SUPPLIED DATA:

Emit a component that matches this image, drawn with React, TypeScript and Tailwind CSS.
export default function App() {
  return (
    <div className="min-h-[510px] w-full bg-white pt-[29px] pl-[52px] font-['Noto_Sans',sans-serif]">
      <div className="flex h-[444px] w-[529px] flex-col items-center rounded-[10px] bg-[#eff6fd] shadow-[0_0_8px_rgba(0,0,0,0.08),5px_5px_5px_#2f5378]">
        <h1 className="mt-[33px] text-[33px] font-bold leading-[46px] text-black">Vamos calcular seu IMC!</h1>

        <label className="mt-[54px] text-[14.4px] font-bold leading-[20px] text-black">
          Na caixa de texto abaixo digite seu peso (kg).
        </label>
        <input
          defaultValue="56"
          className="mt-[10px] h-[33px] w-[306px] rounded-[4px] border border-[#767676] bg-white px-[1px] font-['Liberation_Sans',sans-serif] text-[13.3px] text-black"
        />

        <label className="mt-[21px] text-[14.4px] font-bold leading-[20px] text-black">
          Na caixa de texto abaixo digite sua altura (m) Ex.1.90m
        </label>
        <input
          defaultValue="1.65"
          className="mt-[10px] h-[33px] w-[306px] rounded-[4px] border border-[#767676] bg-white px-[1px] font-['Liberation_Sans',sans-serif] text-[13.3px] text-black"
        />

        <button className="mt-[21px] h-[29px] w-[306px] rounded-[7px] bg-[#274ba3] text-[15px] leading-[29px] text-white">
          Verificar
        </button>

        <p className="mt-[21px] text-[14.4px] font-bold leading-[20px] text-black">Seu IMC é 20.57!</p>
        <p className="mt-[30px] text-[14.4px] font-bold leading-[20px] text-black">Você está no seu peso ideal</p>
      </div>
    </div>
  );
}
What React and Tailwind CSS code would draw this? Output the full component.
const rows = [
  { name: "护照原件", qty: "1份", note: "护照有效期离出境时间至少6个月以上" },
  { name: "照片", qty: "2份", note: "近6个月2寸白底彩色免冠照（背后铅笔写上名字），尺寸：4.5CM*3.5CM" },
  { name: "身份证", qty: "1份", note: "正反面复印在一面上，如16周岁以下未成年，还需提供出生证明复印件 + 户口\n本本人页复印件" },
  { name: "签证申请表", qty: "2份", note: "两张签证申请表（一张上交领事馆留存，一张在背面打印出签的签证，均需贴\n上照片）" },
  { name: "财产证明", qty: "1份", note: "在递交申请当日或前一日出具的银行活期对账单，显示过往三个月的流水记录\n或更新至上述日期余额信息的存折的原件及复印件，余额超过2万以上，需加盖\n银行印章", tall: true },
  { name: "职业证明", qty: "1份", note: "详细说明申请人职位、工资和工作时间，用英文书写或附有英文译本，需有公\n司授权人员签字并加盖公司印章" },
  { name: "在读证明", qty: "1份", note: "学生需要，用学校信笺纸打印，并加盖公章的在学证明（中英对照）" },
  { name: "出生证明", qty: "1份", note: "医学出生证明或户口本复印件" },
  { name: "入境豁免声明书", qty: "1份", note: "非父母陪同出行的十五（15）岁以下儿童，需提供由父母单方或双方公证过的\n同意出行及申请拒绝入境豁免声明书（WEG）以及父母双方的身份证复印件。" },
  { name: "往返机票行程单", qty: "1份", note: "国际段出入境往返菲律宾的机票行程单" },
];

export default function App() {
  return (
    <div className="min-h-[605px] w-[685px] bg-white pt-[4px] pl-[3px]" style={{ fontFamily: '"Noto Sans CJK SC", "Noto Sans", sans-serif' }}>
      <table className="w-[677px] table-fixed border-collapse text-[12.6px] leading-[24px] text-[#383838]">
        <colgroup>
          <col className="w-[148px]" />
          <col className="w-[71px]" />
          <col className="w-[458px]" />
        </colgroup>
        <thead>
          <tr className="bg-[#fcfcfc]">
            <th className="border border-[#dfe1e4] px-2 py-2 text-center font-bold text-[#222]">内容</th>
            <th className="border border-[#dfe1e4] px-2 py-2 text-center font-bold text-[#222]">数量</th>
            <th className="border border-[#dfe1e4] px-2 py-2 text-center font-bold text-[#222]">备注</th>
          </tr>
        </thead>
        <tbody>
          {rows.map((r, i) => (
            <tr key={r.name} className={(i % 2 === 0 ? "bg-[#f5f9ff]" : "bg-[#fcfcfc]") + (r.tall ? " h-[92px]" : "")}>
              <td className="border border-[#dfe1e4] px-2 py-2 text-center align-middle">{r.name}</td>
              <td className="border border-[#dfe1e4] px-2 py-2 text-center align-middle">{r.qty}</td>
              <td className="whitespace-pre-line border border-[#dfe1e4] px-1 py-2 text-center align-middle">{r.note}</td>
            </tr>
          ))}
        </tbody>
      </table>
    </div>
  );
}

SHORT PROBLEM: The data above must be returned in full, exactly as written.

EXERCISE RESPONSE:
Emit a component that matches this image, drawn with React, TypeScript and Tailwind CSS.
export default function App() {
  return (
    <div className="min-h-[510px] w-full bg-white pt-[29px] pl-[52px] font-['Noto_Sans',sans-serif]">
      <div className="flex h-[444px] w-[529px] flex-col items-center rounded-[10px] bg-[#eff6fd] shadow-[0_0_8px_rgba(0,0,0,0.08),5px_5px_5px_#2f5378]">
        <h1 className="mt-[33px] text-[33px] font-bold leading-[46px] text-black">Vamos calcular seu IMC!</h1>

        <label className="mt-[54px] text-[14.4px] font-bold leading-[20px] text-black">
          Na caixa de texto abaixo digite seu peso (kg).
        </label>
        <input
          defaultValue="56"
          className="mt-[10px] h-[33px] w-[306px] rounded-[4px] border border-[#767676] bg-white px-[1px] font-['Liberation_Sans',sans-serif] text-[13.3px] text-black"
        />

        <label className="mt-[21px] text-[14.4px] font-bold leading-[20px] text-black">
          Na caixa de texto abaixo digite sua altura (m) Ex.1.90m
        </label>
        <input
          defaultValue="1.65"
          className="mt-[10px] h-[33px] w-[306px] rounded-[4px] border border-[#767676] bg-white px-[1px] font-['Liberation_Sans',sans-serif] text-[13.3px] text-black"
        />

        <button className="mt-[21px] h-[29px] w-[306px] rounded-[7px] bg-[#274ba3] text-[15px] leading-[29px] text-white">
          Verificar
        </button>

        <p className="mt-[21px] text-[14.4px] font-bold leading-[20px] text-black">Seu IMC é 20.57!</p>
        <p className="mt-[30px] text-[14.4px] font-bold leading-[20px] text-black">Você está no seu peso ideal</p>
      </div>
    </div>
  );
}
What React and Tailwind CSS code would draw this? Output the full component.
const rows = [
  { name: "护照原件", qty: "1份", note: "护照有效期离出境时间至少6个月以上" },
  { name: "照片", qty: "2份", note: "近6个月2寸白底彩色免冠照（背后铅笔写上名字），尺寸：4.5CM*3.5CM" },
  { name: "身份证", qty: "1份", note: "正反面复印在一面上，如16周岁以下未成年，还需提供出生证明复印件 + 户口\n本本人页复印件" },
  { name: "签证申请表", qty: "2份", note: "两张签证申请表（一张上交领事馆留存，一张在背面打印出签的签证，均需贴\n上照片）" },
  { name: "财产证明", qty: "1份", note: "在递交申请当日或前一日出具的银行活期对账单，显示过往三个月的流水记录\n或更新至上述日期余额信息的存折的原件及复印件，余额超过2万以上，需加盖\n银行印章", tall: true },
  { name: "职业证明", qty: "1份", note: "详细说明申请人职位、工资和工作时间，用英文书写或附有英文译本，需有公\n司授权人员签字并加盖公司印章" },
  { name: "在读证明", qty: "1份", note: "学生需要，用学校信笺纸打印，并加盖公章的在学证明（中英对照）" },
  { name: "出生证明", qty: "1份", note: "医学出生证明或户口本复印件" },
  { name: "入境豁免声明书", qty: "1份", note: "非父母陪同出行的十五（15）岁以下儿童，需提供由父母单方或双方公证过的\n同意出行及申请拒绝入境豁免声明书（WEG）以及父母双方的身份证复印件。" },
  { name: "往返机票行程单", qty: "1份", note: "国际段出入境往返菲律宾的机票行程单" },
];

export default function App() {
  return (
    <div className="min-h-[605px] w-[685px] bg-white pt-[4px] pl-[3px]" style={{ fontFamily: '"Noto Sans CJK SC", "Noto Sans", sans-serif' }}>
      <table className="w-[677px] table-fixed border-collapse text-[12.6px] leading-[24px] text-[#383838]">
        <colgroup>
          <col className="w-[148px]" />
          <col className="w-[71px]" />
          <col className="w-[458px]" />
        </colgroup>
        <thead>
          <tr className="bg-[#fcfcfc]">
            <th className="border border-[#dfe1e4] px-2 py-2 text-center font-bold text-[#222]">内容</th>
            <th className="border border-[#dfe1e4] px-2 py-2 text-center font-bold text-[#222]">数量</th>
            <th className="border border-[#dfe1e4] px-2 py-2 text-center font-bold text-[#222]">备注</th>
          </tr>
        </thead>
        <tbody>
          {rows.map((r, i) => (
            <tr key={r.name} className={(i % 2 === 0 ? "bg-[#f5f9ff]" : "bg-[#fcfcfc]") + (r.tall ? " h-[92px]" : "")}>
              <td className="border border-[#dfe1e4] px-2 py-2 text-center align-middle">{r.name}</td>
              <td className="border border-[#dfe1e4] px-2 py-2 text-center align-middle">{r.qty}</td>
              <td className="whitespace-pre-line border border-[#dfe1e4] px-1 py-2 text-center align-middle">{r.note}</td>
            </tr>
          ))}
        </tbody>
      </table>
    </div>
  );
}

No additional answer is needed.